Gotta dance, just gotta

The left-footed crowd needs help for weddings, so businesses now exist to teach short-term dancing


The trouble is the dip. Not the raspberry yogurt dip to complement the assorted melon slices; the wedding caterers have that under control. It's the dancing dip, where 25-year-old Michelle Rabovsky is slated to recline, resplendent, in her new husband's arms, as 100 guests wildly applaud.

And yet, at a fox trot lesson three weeks before the big day, the dip remains a low point for the couple, neither of whom has really danced before. The groom, Jonathan Keck, 24, is supposed to signal its approach by gently squeezing below her shoulder blade, or murmuring in her ear. Instead, he barks, "Diiiiiiiip!" as though calling in an airstrike. This alarms Michelle so much that she barely bends backward, her spine as stiff as a shower rod.

"The good news" - a calm, reasonable, Ukrainian-accented voice interrupts - "is that it's not a long song."

This is Valery Viner, the couple's dance instructor. She works for the Wedding Dance Specialists, one of a new breed of businesses specializing in the growing market for prenuptial ballroom lessons, often for total beginners who just want to squeak through the first dance without shattering each other's toe bones.

This is peak season for the classes, when the most organized couples rehearse for autumn ceremonies, and procrastinators cram for the glut of summer ones. All want to spare their grandmothers the sight of the nightclub-style grinding and bear-hug swaying that passes for dancing these days. A few, inspired by the recent run of television dance contests, even want to put on a show.

The Wedding Dance Specialists - which is based in Virginia but steadily expanding up the coast, renting space in dance studios - just opened a Baltimore location; there are others in Jessup and Columbia, and the one in Towson opened last year. That's where Valery, 26, is working this Wednesday night in July, teaching the rhumba, the cha-cha-cha, and all the rest.

This is Michelle and Jonathan's second and final private lesson, and they're wearing casual clothes with their wedding shoes: his lace-ups are patent leather, her heels are oyster-shell white. Both pairs are being broken in as they fox trot to the tune of their song, Natalie Cole's "Unforgettable." Gently, Valery guides them.

"Jonathan, it has to at least look like you're leading," she says. "You're taking her into the dip. You're taking her out."

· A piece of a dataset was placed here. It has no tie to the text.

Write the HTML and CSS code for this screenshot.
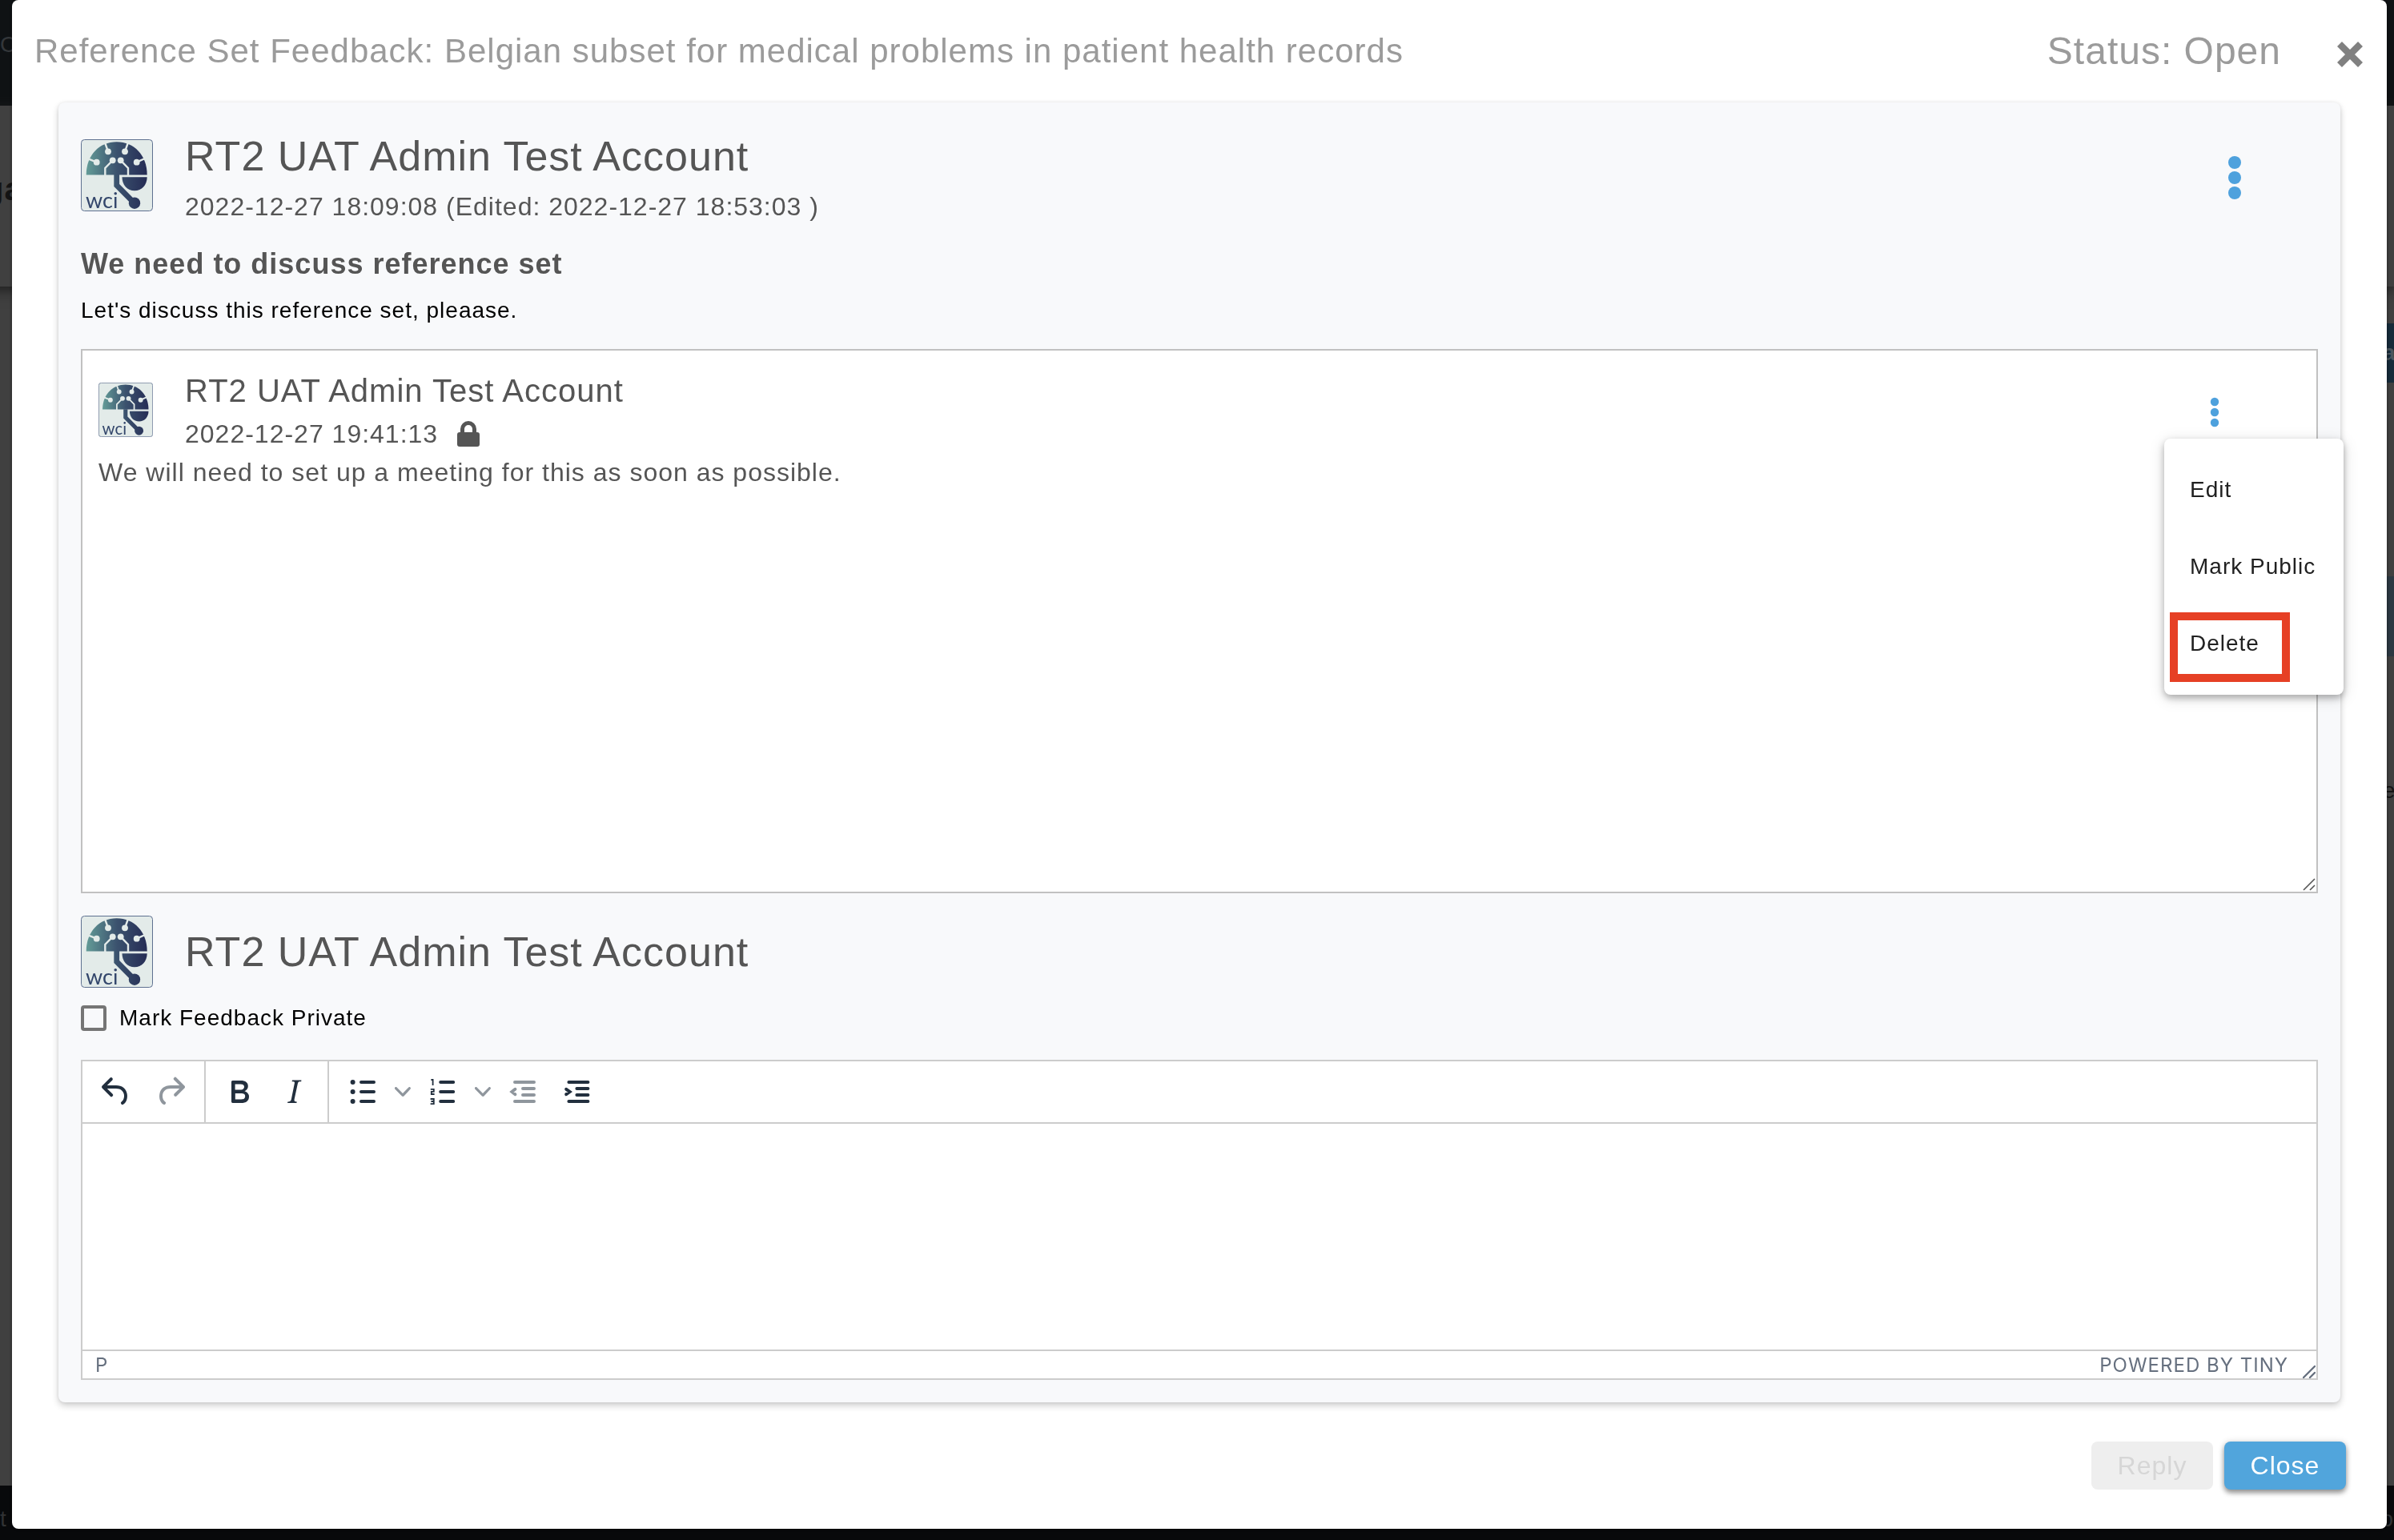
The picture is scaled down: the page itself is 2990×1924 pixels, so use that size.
FILE: index.html
```html
<!DOCTYPE html>
<html lang="en">
<head>
<meta charset="utf-8">
<meta name="viewport" content="width=device-width, initial-scale=1">
<title>Reference Set Feedback</title>
<link rel="stylesheet" href="styles.css">
</head>
<body>
<svg class="defs" aria-hidden="true">
  <defs>
    <linearGradient id="brand" gradientUnits="userSpaceOnUse" x1="7" y1="0" x2="83" y2="0">
      <stop offset="0" stop-color="#639b97"/>
      <stop offset="0.5" stop-color="#3b526e"/>
      <stop offset="1" stop-color="#252c55"/>
    </linearGradient>
    <symbol id="wci" viewBox="0 0 90 90">
      <rect x="0.5" y="0.5" width="89" height="89" rx="4" fill="#e3ebe9" stroke="#5f7190"/>
      <path fill="url(#brand)" d="M6.7 44.5C6.7 20 23 3.3 44.7 3.3S82.7 20 82.7 44.5z"/>
      <g fill="none" stroke="#e3ebe9" stroke-width="2.4">
        <path d="M19.7 28.7L9 24.3M34 15.3L30 4M55 15.3L59 4M69.7 28.7L80 24M39.7 26.3L30.3 36V46M49.7 26.3L59 36V46"/>
      </g>
      <g fill="#e3ebe9">
        <circle cx="19.7" cy="28.7" r="3.9"/><circle cx="34" cy="15.3" r="3.9"/><circle cx="55" cy="15.3" r="3.9"/>
        <circle cx="69.7" cy="28.7" r="3.9"/><circle cx="39.7" cy="26.3" r="3.9"/><circle cx="49.7" cy="26.3" r="3.9"/>
      </g>
      <path fill="url(#brand)" d="M51.5 47.3H82.7C82.7 57 76 64.3 67 64.3S51.5 57 51.5 47.3z"/>
      <path fill="none" stroke="url(#brand)" stroke-width="6.8" d="M44.7 44V57.5L67 80"/>
      <circle cx="67" cy="79.7" r="7.2" fill="url(#brand)"/>
      <text x="6" y="86" class="wci-word">wci</text>
    </symbol>
  </defs>
</svg>

<div class="backdrop" aria-hidden="true">
  <div class="page-nav"><span>C</span></div>
  <div class="page-band"><span>ga</span></div>
  <div class="page-main">
    <div class="page-side">
      <div class="page-button">a</div>
      <div class="page-row"></div>
      <div class="page-pick"></div>
      <div class="page-label">e</div>
    </div>
  </div>
  <div class="page-foot"><span>t</span><span>Co</span></div>
</div>

<section class="dialog" role="dialog" aria-labelledby="dialog-title">
  <header class="dialog-head">
    <h1 id="dialog-title">Reference Set Feedback: Belgian subset for medical problems in patient health records</h1>
    <span class="status">Status: Open</span>
    <button class="close-x" type="button" aria-label="Close dialog">
      <svg viewBox="0 0 40 40"><path d="M7 11L33 37M33 11L7 37" stroke="#808080" stroke-width="8.4"/></svg>
    </button>
  </header>

  <main class="card">
    <article>
      <div class="person">
        <svg class="avatar" role="img" aria-label="WCI"><use href="#wci"/></svg>
        <div class="who">
          <h2>RT2 UAT Admin Test Account</h2>
          <p class="date">2022-12-27 18:09:08 (Edited: 2022-12-27 18:53:03 )</p>
        </div>
        <button class="dots" type="button" aria-label="Feedback options">
          <svg viewBox="0 0 48 66"><g fill="#4ea1dd"><circle cx="24" cy="13" r="8"/><circle cx="24" cy="32" r="8"/><circle cx="24" cy="51" r="8"/></g></svg>
        </button>
      </div>
      <h3>We need to discuss reference set</h3>
      <p class="note">Let's discuss this reference set, pleaase.</p>
    </article>

    <section class="thread">
      <div class="person small">
        <svg class="avatar" role="img" aria-label="WCI"><use href="#wci"/></svg>
        <div class="who">
          <h2>RT2 UAT Admin Test Account</h2>
          <p class="date">2022-12-27 19:41:13
            <svg class="lock" viewBox="0 0 28 32" role="img" aria-label="Private"><path fill="#555" fill-rule="evenodd" d="M4 14V10a10 10 0 0120 0v4h1a3 3 0 013 3v12a3 3 0 01-3 3H3a3 3 0 01-3-3V17a3 3 0 013-3zM9 14h10v-4a5 5 0 00-10 0z"/></svg>
          </p>
        </div>
        <div class="menu-anchor">
          <button class="dots" type="button" aria-label="Reply options" aria-expanded="true">
            <svg viewBox="0 0 48 66"><g fill="#4ea1dd"><circle cx="25" cy="20" r="5.2"/><circle cx="25" cy="33" r="5.2"/><circle cx="25" cy="46" r="5.2"/></g></svg>
          </button>
          <div class="menu">
            <button type="button">Edit</button>
            <button type="button">Mark Public</button>
            <button type="button" class="marked">Delete</button>
          </div>
        </div>
      </div>
      <p class="message">We will need to set up a meeting for this as soon as possible.</p>
      <svg class="grip" viewBox="0 0 16 16" aria-hidden="true"><path d="M1 15L15 1M9 15L15 9" stroke="#555" stroke-width="1.6"/></svg>
    </section>

    <div class="person compose">
      <svg class="avatar" role="img" aria-label="WCI"><use href="#wci"/></svg>
      <h2>RT2 UAT Admin Test Account</h2>
    </div>
    <label class="private"><input type="checkbox">Mark Feedback Private</label>

    <section class="editor">
      <div class="toolbar" role="toolbar">
        <div class="group">
          <button type="button" aria-label="Undo"><svg viewBox="0 0 24 24"><path d="M6.4 8H12c3.7 0 6.2 2 6.8 5.1.6 2.7-.4 5.6-2.3 6.8a1 1 0 01-1-1.8c1.1-.6 1.8-2.7 1.4-4.6-.5-2.1-2.1-3.5-4.9-3.5H6.4l3.3 3.3a1 1 0 11-1.4 1.4l-5-5a1 1 0 010-1.4l5-5a1 1 0 011.4 1.4L6.4 8z"/></svg></button>
          <button type="button" aria-label="Redo" class="off"><svg viewBox="0 0 24 24"><path d="M17.6 10H12c-2.8 0-4.4 1.4-4.9 3.5-.4 2 .3 4 1.4 4.6a1 1 0 11-1 1.8c-2-1.2-2.9-4.1-2.3-6.8.6-3 3-5.1 6.8-5.1h5.6l-3.3-3.3a1 1 0 111.4-1.4l5 5a1 1 0 010 1.4l-5 5a1 1 0 01-1.4-1.4l3.3-3.3z"/></svg></button>
        </div>
        <div class="group">
          <button type="button" aria-label="Bold"><svg viewBox="0 0 24 24"><path fill-rule="evenodd" d="M7.8 19c-.3 0-.5 0-.6-.2l-.2-.5V5.7c0-.2 0-.4.2-.5l.6-.2h5c1.5 0 2.7.3 3.5 1 .7.6 1.1 1.4 1.1 2.5a3 3 0 01-.6 1.9c-.4.6-1 1-1.6 1.2.4.1.9.3 1.3.6s.8.7 1 1.2c.4.4.5 1 .5 1.6 0 1.3-.4 2.3-1.3 3-.8.7-2.1 1-3.8 1H7.8zm5-8.3c.6 0 1.2-.1 1.6-.5.4-.3.6-.7.6-1.3 0-1.1-.8-1.7-2.3-1.7H9.3v3.5h3.4zm.5 6c.7 0 1.3-.1 1.7-.4.4-.4.6-.9.6-1.5s-.2-1-.7-1.4c-.4-.3-1-.4-2-.4H9.4v3.8h4z"/></svg></button>
          <button type="button" aria-label="Italic"><svg viewBox="0 0 24 24"><path d="M16.7 4.7l-.1.9h-.3c-.6 0-1 0-1.4.3-.3.3-.4.6-.5 1.1l-2.1 9.8v.6c0 .5.4.8 1.4.8h.2l-.2.8H8l.2-.8h.2c1.1 0 1.8-.5 2-1.5l2-9.8.1-.5c0-.6-.4-.8-1.4-.8h-.3l.2-.9h5.8z"/></svg></button>
        </div>
        <div class="group lists">
          <button type="button" aria-label="Bullet list"><svg viewBox="0 0 24 24"><path class="line" d="M11 6h8M11 12h8M11 18h8"/><circle cx="5.8" cy="6" r="1.5"/><circle cx="5.8" cy="12" r="1.5"/><circle cx="5.8" cy="18" r="1.5"/></svg></button>
          <button type="button" aria-label="Bullet list styles" class="chevron off"><svg viewBox="0 0 10 10"><path d="M8.7 2.2c.3-.3.8-.3 1 0 .4.4.4.9 0 1.2L5.7 7.8c-.3.3-.9.3-1.2 0L.2 3.4a.8.8 0 010-1.2c.3-.3.8-.3 1.1 0L5 6l3.7-3.8z"/></svg></button>
          <button type="button" aria-label="Numbered list"><svg viewBox="0 0 24 24"><path class="line" d="M10.6 6h8M10.6 12h8M10.6 18h8"/><path class="digits" d="M4.7 4.5h1.1V8M4.4 10.4h2v1.5h-1.5v1.6h1.9M4.3 16.5h2.1v3.1h-2.1M4.7 18h1.6"/></svg></button>
          <button type="button" aria-label="Numbered list styles" class="chevron off"><svg viewBox="0 0 10 10"><path d="M8.7 2.2c.3-.3.8-.3 1 0 .4.4.4.9 0 1.2L5.7 7.8c-.3.3-.9.3-1.2 0L.2 3.4a.8.8 0 010-1.2c.3-.3.8-.3 1.1 0L5 6l3.7-3.8z"/></svg></button>
          <button type="button" aria-label="Decrease indent" class="off"><svg viewBox="0 0 24 24"><path class="line" d="M7 6h12M12 10h7M12 14h7M7 18h12M7.2 10.4L5.2 12l2 1.6"/></svg></button>
          <button type="button" aria-label="Increase indent"><svg viewBox="0 0 24 24"><path class="line" d="M6.7 6h12M11.7 10h7M11.7 14h7M6.7 18h12M5.1 10.4L7.3 12l-2.2 1.6"/></svg></button>
        </div>
      </div>
      <textarea aria-label="Feedback reply" rows="1"></textarea>
      <footer class="statusbar">
        <span>P</span>
        <a href="#tiny">POWERED BY TINY</a>
        <svg class="grip" viewBox="0 0 16 16" aria-hidden="true"><path d="M1 15L15 1M9 15L15 9" stroke="#66707f" stroke-width="2.4" stroke-linecap="round"/></svg>
      </footer>
    </section>
  </main>

  <footer class="actions">
    <button type="button" class="reply" disabled>Reply</button>
    <button type="button" class="close">Close</button>
  </footer>
</section>
</body>
</html>
```
FILE: styles.css
```css
*, *::after { box-sizing: border-box; }

body {
  margin: 0;
  color: #555;
  font-family: "Liberation Sans", Arial, sans-serif;
  font-size: 32px;
  line-height: 48px;
  letter-spacing: 1px;
}

h1, h2, h3, p { margin: 0; font-weight: 400; }

button {
  padding: 0;
  border: 0;
  background: none;
  color: inherit;
  font: inherit;
  letter-spacing: inherit;
}

svg { display: block; }
.defs { position: absolute; width: 0; height: 0; }

/* Dimmed page behind the dialog */
.backdrop {
  position: fixed;
  inset: 0;
  z-index: -1;
  display: flex;
  flex-direction: column;
  overflow: hidden;
  background: #404040;
  color: #141414;
  font-size: 28px;
}
.page-nav { height: 132px; padding-top: 32px; background: #0f1214; color: #34373a; }
.page-band {
  height: 226px;
  margin-left: -20px;
  padding-top: 80px;
  box-shadow: 0 4px 16px #1c1c1c;
  font-size: 40px;
  font-weight: 700;
}
.page-main { flex: 1; display: flex; justify-content: flex-end; }
.page-side { width: 14px; padding-top: 46px; }
.page-button { height: 74px; background: #162b3a; color: #4a565e; line-height: 74px; font-weight: 700; }
.page-row { height: 242px; }
.page-pick { height: 100px; background: #2c3842; }
.page-label { padding-top: 144px; }
.page-foot {
  display: flex;
  justify-content: space-between;
  height: 68px;
  padding-top: 18px;
  overflow: hidden;
  background: #08090b;
  color: #303234;
}

/* Dialog */
.dialog {
  margin: 0 9px 14px 15px;
  border-radius: 8px;
  background: #fff;
  box-shadow: 0 0 2px 2px #0003;
}
.dialog-head {
  display: flex;
  align-items: center;
  height: 128px;
  padding: 0 26px 0 28px;
  color: #9b9b9b;
}
h1 { flex: 1; font-size: 42px; }
.status { font-size: 48px; }
.close-x { width: 40px; height: 40px; margin-left: 66px; }

.card {
  margin: 0 58px;
  padding: 36px 28px 28px;
  border-radius: 8px;
  background: #f8f9fb;
  box-shadow: 0 4px 8px #0003, 0 0 4px #0001;
}

.person { display: flex; align-items: center; gap: 40px; }
.person .avatar { width: 90px; height: 90px; margin-bottom: 8px; }
.person h2 { font-size: 52px; line-height: 62px; }
.who { flex: 1; display: grid; gap: 8px; }
.date { display: flex; align-items: center; gap: 24px; }
.lock { width: 28px; height: 32px; }
.dots { display: block; width: 48px; height: 66px; margin-right: 80px; }
.wci-word { fill: #33466b; font-family: Lato, sans-serif; font-size: 27px; letter-spacing: 0; }

h3 { margin-top: 24px; font-size: 36px; font-weight: 700; }
.note { margin-top: 16px; color: #000; font-size: 28px; line-height: 36px; }

.thread {
  position: relative;
  min-height: 680px;
  margin-top: 30px;
  padding: 26px 24px 26px 20px;
  border: 2px solid #c1c1c1;
  background: #fff;
}
.small .avatar { width: 68px; height: 68px; margin-bottom: 6px; }
.small h2 { font-size: 40px; line-height: 48px; }
.small .who { gap: 6px; }
.thread .grip { position: absolute; right: 1px; bottom: 1px; }
.grip { width: 16px; height: 16px; }

.menu-anchor { position: relative; }
.menu {
  position: absolute;
  top: 100%;
  left: -38px;
  z-index: 2;
  display: grid;
  width: 224px;
  padding: 16px 0;
  border-radius: 8px;
  background: #fff;
  box-shadow: 0 4px 8px #0004, 0 4px 20px #0002;
}
.menu button {
  position: relative;
  height: 96px;
  padding: 0 0 0 32px;
  color: #212121;
  font-size: 28px;
  text-align: left;
  white-space: nowrap;
}
.marked::after {
  content: "";
  position: absolute;
  top: 9px;
  left: 7px;
  width: 150px;
  height: 87px;
  border: 10px solid #e64025;
}

.compose { margin-top: 28px; }
.compose .avatar { margin-bottom: 0; }

.private {
  display: flex;
  align-items: center;
  gap: 16px;
  margin: 20px 0 34px;
  color: #000;
  font-size: 28px;
  line-height: 36px;
}
.private input {
  appearance: none;
  width: 32px;
  height: 32px;
  margin: 0;
  border: 4px solid #757575;
  border-radius: 4px;
}

/* Rich text editor */
.editor { border: 2px solid #ccc; background: #fff; }
.toolbar { display: flex; height: 78px; border-bottom: 2px solid #ccc; }
.group { display: flex; padding: 0 8px; border-right: 2px solid #ccc; }
.lists { border-right: 0; }
.toolbar button { width: 68px; display: grid; place-items: center; fill: #222f3e; stroke: none; }
.toolbar svg { width: 48px; height: 48px; }
.toolbar .off { opacity: 0.5; }
.toolbar .chevron { width: 32px; }
.toolbar .chevron svg { width: 20px; height: 20px; }
.line { fill: none; stroke: #222f3e; stroke-width: 2; stroke-linecap: round; }
.digits { fill: none; stroke: #222f3e; stroke-width: 0.9; }
textarea { display: block; width: 100%; height: 282px; padding: 28px; border: 0; resize: none; outline: 0; font: inherit; }
.statusbar {
  display: flex;
  align-items: center;
  height: 36px;
  padding: 2px 1px 0 16px;
  border-top: 2px solid #ccc;
  color: #66707f;
  font-family: Inter, sans-serif;
  font-size: 24px;
}
.statusbar a { margin-left: auto; color: inherit; text-decoration: none; }
.statusbar .grip { margin-left: 18px; align-self: flex-end; }

.actions { display: flex; justify-content: flex-end; gap: 14px; padding: 49px 51px; }
.actions button { width: 152px; height: 60px; border-radius: 8px; }
.reply { background: #eee; color: #d6d6d6; }
.actions .close { background: #51a5dc; color: #fff; box-shadow: 0 4px 6px #0006, 0 0 8px #0002; }
```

She draws imaginary boxes on the floor. She shows them how to clasp hands.

"It's a lot to remember, I know."

"Unforgettable" plays again and again; the Columbia couple - he's a police officer, she does pricing for J.C. Penney - gaze into each other's eyes, and for a moment, the dance clicks. But a few too many traveling steps later and they are stuck in a corner, entangled with a fake tree, giggling helplessly.


Other parts of the cavernous, mirror-walled studio are being used by instructors from different companies, and women in their 50s and 60s take lessons to perfect their technique. They stomp through the tango, hair slashing through the air, moving fast enough to leave skid marks.

Such women are the last generation for whom formal dance was a cultural must; rest assured, most did not need to take lessons before their weddings. And yet they are the mothers of today's brides, who are part of the most dance-deprived generation yet.

A phone call to USA Dance, a national association of ballroom dancers, points to two causes: feminism and rock 'n' roll.

"In the 1940s, there was swing music," says Ken Richards, a spokesman for the group, recalling the days when elegant couples minidragged and cuddle-dropped. But rock 'n' roll drove a wedge between partners (the twist is not danced cheek to cheek), and with the 1960s came "the whole freedom thing, and the feminist movement, and the music reflected that," he said. "So we tore ourselves away from pairs and danced freestyle."

Today's mothers of the bride came of age during this period; many learned the waltz and the jitterbug but abandoned them for Woodstock-style mass gyrations, and later the delights of disco. Then came the free-wheeling dances of the 1980s, the grunge era, and also - hit it, Billy Ray Cyrus! - the line dancing craze. It seemed as if ballroom had bowed out for good.

Yet through it all, "the wedding was the one place where it hung on," Richards said. "That first dance, with Mr. and Mrs. Whatever, is just integral." Faced with this tradition, couples winged it as well as they could.

But no longer. The American wedding is more extravagant than ever, and brides recoil at the slightest imperfection, let alone an amateurish dance in the spotlight. Also, a spate of televised contests - America's Got Talent, Dancing With the Stars, So You Think You Can Dance - has whetted bridal appetites for more polished performances, and couples are happy to pay $80 or so for a private lesson.